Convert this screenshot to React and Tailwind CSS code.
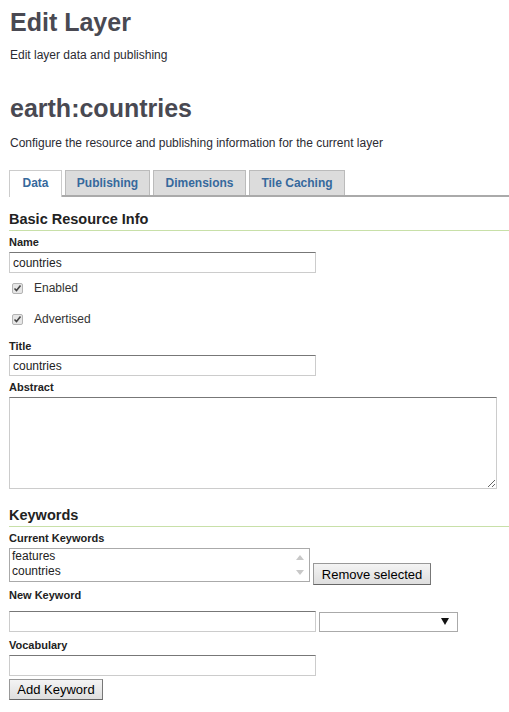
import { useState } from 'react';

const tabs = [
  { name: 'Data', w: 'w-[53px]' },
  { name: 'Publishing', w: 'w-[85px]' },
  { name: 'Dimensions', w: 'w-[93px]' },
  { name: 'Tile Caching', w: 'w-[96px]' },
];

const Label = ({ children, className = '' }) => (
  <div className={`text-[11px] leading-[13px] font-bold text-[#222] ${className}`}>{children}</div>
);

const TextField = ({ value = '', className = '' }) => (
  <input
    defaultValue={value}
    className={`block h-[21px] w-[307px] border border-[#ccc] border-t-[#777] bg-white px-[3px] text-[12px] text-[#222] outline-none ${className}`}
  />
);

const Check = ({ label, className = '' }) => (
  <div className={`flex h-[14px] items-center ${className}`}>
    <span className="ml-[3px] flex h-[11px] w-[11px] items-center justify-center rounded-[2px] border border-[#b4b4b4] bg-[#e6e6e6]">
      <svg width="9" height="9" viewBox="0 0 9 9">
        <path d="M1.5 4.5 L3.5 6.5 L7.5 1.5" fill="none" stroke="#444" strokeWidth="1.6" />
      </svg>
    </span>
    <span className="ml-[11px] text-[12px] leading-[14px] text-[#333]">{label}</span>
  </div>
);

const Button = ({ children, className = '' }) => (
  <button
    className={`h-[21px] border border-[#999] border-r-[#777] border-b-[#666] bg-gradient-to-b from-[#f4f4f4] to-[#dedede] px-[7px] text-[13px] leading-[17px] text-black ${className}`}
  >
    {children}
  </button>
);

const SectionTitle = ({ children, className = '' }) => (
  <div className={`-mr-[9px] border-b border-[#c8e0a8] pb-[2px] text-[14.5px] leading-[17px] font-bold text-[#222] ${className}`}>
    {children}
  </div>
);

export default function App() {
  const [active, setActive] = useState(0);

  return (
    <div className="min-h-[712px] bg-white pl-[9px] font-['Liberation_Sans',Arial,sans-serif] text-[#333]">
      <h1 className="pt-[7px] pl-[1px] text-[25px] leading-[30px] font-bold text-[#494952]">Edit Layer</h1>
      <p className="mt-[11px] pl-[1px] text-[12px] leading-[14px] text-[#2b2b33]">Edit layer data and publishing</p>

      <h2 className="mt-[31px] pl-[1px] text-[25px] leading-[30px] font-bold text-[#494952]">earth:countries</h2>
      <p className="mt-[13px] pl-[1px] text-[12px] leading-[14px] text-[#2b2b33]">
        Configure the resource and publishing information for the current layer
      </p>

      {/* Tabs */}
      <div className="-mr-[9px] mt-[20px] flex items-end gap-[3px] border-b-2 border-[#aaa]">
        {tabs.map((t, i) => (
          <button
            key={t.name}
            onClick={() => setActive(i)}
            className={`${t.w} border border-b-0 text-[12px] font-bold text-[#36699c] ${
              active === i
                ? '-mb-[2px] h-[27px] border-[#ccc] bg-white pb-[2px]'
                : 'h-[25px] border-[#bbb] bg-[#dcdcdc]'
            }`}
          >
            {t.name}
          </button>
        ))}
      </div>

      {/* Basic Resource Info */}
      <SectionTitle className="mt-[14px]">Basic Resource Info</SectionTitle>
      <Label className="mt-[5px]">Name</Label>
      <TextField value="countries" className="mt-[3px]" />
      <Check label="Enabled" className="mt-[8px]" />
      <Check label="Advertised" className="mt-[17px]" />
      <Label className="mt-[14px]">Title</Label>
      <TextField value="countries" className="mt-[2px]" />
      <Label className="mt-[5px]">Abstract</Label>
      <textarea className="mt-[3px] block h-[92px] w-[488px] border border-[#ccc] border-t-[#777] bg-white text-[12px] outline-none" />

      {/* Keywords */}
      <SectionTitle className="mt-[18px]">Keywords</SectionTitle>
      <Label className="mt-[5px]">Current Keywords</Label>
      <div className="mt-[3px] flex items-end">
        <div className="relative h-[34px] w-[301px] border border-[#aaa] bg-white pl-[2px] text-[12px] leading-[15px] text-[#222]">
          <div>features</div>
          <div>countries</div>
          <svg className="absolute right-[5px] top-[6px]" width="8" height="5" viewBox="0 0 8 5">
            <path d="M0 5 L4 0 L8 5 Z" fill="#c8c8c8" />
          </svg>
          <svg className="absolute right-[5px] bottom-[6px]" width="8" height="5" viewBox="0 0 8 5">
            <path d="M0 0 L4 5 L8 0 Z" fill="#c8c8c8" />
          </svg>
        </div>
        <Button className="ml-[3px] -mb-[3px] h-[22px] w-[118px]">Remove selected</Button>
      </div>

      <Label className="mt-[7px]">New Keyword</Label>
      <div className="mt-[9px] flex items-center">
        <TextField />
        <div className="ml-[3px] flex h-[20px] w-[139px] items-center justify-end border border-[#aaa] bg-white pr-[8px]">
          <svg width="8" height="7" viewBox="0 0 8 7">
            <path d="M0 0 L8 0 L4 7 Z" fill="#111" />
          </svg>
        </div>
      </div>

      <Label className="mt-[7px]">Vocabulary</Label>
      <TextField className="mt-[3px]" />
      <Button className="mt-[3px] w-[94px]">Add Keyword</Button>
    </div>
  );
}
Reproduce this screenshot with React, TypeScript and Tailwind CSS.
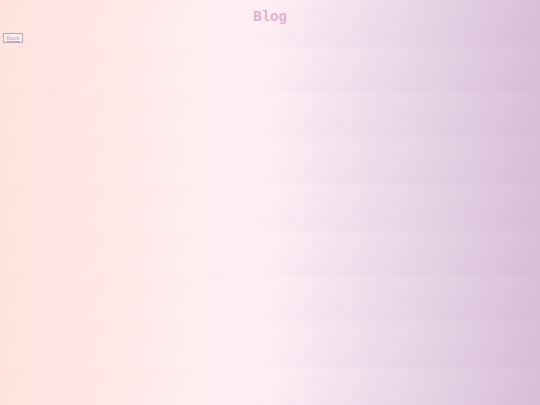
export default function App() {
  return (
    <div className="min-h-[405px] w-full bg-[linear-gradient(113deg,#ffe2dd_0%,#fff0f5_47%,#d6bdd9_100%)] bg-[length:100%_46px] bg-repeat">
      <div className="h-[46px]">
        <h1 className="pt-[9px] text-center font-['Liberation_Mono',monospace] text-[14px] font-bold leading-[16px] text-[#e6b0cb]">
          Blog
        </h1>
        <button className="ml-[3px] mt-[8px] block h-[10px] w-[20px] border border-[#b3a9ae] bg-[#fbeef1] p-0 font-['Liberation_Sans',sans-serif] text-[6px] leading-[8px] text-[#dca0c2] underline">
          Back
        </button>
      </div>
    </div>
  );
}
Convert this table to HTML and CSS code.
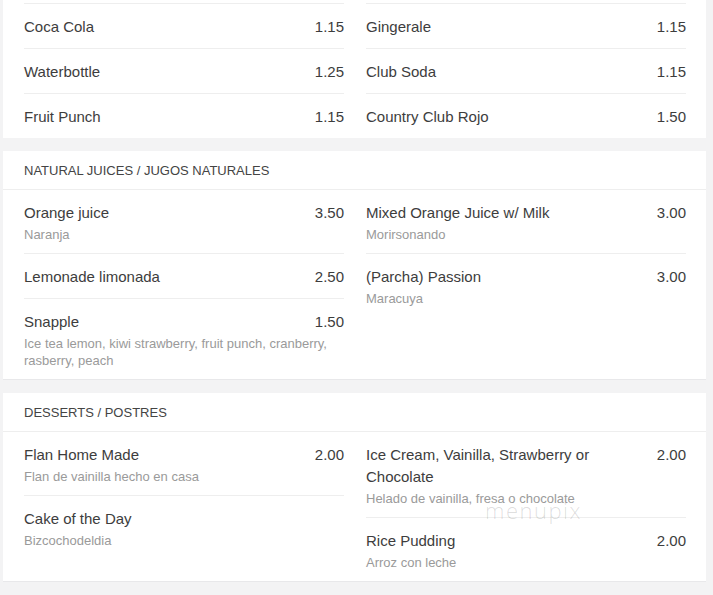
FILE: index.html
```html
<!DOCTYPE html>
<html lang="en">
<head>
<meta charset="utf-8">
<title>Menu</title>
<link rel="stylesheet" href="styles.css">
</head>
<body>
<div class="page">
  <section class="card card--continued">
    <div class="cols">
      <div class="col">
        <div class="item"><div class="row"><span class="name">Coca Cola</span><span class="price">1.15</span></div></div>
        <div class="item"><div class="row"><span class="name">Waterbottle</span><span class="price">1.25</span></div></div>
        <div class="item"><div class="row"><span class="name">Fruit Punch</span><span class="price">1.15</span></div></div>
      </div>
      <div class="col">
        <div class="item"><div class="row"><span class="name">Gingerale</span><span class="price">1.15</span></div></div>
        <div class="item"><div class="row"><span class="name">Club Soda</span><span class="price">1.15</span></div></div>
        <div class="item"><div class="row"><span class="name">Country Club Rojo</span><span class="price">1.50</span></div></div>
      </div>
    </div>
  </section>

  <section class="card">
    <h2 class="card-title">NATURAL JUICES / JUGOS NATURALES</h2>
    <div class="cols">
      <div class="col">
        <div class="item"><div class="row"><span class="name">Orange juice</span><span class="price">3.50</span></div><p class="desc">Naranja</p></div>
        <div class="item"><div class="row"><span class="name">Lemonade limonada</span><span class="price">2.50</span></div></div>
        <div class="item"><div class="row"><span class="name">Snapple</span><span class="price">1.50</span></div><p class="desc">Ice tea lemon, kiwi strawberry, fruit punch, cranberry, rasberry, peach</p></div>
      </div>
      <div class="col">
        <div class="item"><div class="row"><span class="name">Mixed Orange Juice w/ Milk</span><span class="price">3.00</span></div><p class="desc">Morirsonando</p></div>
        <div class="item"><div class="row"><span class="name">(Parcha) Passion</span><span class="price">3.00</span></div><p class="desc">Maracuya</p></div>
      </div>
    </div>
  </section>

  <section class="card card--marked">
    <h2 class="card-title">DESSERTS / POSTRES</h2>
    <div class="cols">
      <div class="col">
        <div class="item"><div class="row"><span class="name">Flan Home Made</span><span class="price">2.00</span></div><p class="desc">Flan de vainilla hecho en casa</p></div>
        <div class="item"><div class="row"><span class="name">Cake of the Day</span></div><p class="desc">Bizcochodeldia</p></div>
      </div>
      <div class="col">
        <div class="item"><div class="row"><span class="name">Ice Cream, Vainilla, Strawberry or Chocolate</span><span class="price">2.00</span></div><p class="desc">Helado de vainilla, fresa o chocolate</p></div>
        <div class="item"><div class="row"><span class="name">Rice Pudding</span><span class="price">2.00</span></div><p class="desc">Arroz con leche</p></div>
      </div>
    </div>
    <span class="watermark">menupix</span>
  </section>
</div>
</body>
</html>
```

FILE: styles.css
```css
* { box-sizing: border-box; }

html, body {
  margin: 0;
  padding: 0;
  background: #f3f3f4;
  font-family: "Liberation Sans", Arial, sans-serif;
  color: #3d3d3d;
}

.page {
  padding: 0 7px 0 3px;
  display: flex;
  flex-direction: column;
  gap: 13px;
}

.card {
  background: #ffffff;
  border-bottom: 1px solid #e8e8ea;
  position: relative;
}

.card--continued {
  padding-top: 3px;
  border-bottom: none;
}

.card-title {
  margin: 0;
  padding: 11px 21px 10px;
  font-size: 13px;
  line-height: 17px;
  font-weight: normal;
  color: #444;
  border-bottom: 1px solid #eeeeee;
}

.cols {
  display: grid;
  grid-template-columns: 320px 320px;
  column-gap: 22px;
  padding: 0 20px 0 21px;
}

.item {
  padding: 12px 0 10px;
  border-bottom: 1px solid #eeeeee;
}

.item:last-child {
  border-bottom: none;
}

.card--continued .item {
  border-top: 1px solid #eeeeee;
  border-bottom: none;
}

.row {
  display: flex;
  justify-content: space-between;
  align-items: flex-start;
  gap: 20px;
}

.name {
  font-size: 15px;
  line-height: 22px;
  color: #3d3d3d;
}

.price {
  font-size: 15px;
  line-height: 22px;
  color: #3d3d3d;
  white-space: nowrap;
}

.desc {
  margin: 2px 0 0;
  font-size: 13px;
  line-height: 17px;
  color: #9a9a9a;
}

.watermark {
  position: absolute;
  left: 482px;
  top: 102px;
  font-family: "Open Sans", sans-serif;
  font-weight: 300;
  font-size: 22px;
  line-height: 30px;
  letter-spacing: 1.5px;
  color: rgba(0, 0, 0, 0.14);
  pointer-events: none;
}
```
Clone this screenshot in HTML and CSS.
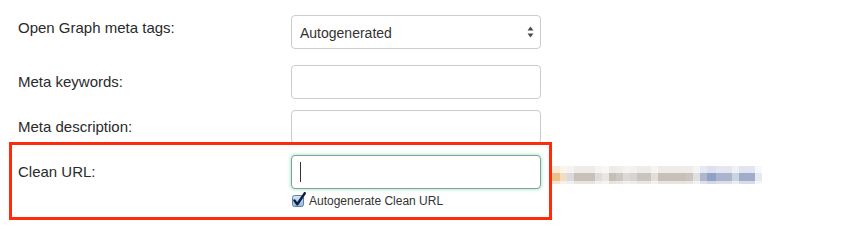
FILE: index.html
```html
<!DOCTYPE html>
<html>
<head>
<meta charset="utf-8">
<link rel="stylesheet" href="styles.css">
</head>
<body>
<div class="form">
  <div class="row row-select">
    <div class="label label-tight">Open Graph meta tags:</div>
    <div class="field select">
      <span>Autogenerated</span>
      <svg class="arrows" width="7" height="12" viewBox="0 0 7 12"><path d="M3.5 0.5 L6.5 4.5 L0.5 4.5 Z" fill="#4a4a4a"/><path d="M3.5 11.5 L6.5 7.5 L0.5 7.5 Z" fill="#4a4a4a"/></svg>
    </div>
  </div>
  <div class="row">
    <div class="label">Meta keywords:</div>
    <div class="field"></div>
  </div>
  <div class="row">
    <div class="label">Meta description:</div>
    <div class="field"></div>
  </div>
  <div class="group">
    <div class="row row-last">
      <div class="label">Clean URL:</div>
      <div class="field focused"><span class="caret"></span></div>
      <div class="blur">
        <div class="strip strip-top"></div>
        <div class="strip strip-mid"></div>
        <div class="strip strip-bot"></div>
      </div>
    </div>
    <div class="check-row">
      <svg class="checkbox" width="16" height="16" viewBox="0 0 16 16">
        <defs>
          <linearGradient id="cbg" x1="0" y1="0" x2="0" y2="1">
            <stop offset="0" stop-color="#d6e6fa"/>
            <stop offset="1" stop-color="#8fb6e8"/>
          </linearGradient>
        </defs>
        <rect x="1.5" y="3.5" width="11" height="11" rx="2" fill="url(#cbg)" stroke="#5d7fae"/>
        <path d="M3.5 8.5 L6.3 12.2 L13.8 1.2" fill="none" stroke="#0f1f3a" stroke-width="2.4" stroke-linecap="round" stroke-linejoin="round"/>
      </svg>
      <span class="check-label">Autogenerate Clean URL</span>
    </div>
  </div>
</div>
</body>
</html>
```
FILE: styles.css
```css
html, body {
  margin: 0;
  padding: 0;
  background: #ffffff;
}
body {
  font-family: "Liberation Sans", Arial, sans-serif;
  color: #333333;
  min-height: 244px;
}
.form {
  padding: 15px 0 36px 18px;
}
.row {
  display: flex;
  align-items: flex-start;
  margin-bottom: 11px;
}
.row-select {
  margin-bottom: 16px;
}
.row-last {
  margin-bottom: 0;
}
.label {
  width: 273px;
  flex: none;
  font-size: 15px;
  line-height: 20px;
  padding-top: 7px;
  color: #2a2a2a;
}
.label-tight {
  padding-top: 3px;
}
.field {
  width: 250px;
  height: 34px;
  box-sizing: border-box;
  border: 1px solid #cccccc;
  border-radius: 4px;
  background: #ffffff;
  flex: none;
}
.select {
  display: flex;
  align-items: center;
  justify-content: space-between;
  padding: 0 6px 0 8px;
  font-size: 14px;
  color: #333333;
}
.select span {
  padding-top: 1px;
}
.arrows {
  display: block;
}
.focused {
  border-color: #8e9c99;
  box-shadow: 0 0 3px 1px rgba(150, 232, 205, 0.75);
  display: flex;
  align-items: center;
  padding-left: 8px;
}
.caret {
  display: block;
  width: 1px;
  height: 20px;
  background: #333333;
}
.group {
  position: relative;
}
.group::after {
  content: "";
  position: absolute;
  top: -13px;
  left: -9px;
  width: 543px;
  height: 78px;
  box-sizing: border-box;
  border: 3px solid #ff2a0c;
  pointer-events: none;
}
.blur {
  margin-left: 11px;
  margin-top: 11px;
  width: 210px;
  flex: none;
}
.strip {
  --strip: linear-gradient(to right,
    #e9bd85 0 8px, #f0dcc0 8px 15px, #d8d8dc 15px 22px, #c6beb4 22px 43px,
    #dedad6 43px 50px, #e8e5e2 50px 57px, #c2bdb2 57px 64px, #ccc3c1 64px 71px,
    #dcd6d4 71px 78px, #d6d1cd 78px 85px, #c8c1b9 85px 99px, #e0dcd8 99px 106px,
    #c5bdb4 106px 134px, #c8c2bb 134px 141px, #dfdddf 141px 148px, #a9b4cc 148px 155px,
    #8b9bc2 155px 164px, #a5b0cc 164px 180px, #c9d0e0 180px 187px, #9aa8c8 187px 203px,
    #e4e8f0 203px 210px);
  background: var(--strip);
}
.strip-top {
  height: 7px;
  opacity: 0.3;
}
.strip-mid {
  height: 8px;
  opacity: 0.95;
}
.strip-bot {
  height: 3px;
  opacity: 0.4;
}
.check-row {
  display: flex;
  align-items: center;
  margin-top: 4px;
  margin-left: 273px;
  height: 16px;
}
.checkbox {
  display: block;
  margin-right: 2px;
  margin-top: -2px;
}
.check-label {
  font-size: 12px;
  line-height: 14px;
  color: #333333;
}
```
================================
- [What the task asks]:
Your task is to reproduce exactly the lines from the start of the data above through the line containing "const [active, setActive] = useState(0);", leaving every picture out.

- [Task answer]:
Convert this screenshot to React and Tailwind CSS code.
import { useState } from 'react';

const tabs = [
  { name: 'Data', w: 'w-[53px]' },
  { name: 'Publishing', w: 'w-[85px]' },
  { name: 'Dimensions', w: 'w-[93px]' },
  { name: 'Tile Caching', w: 'w-[96px]' },
];

const Label = ({ children, className = '' }) => (
  <div className={`text-[11px] leading-[13px] font-bold text-[#222] ${className}`}>{children}</div>
);

const TextField = ({ value = '', className = '' }) => (
  <input
    defaultValue={value}
    className={`block h-[21px] w-[307px] border border-[#ccc] border-t-[#777] bg-white px-[3px] text-[12px] text-[#222] outline-none ${className}`}
  />
);

const Check = ({ label, className = '' }) => (
  <div className={`flex h-[14px] items-center ${className}`}>
    <span className="ml-[3px] flex h-[11px] w-[11px] items-center justify-center rounded-[2px] border border-[#b4b4b4] bg-[#e6e6e6]">
      <svg width="9" height="9" viewBox="0 0 9 9">
        <path d="M1.5 4.5 L3.5 6.5 L7.5 1.5" fill="none" stroke="#444" strokeWidth="1.6" />
      </svg>
    </span>
    <span className="ml-[11px] text-[12px] leading-[14px] text-[#333]">{label}</span>
  </div>
);

const Button = ({ children, className = '' }) => (
  <button
    className={`h-[21px] border border-[#999] border-r-[#777] border-b-[#666] bg-gradient-to-b from-[#f4f4f4] to-[#dedede] px-[7px] text-[13px] leading-[17px] text-black ${className}`}
  >
    {children}
  </button>
);

const SectionTitle = ({ children, className = '' }) => (
  <div className={`-mr-[9px] border-b border-[#c8e0a8] pb-[2px] text-[14.5px] leading-[17px] font-bold text-[#222] ${className}`}>
    {children}
  </div>
);

export default function App() {
  const [active, setActive] = useState(0);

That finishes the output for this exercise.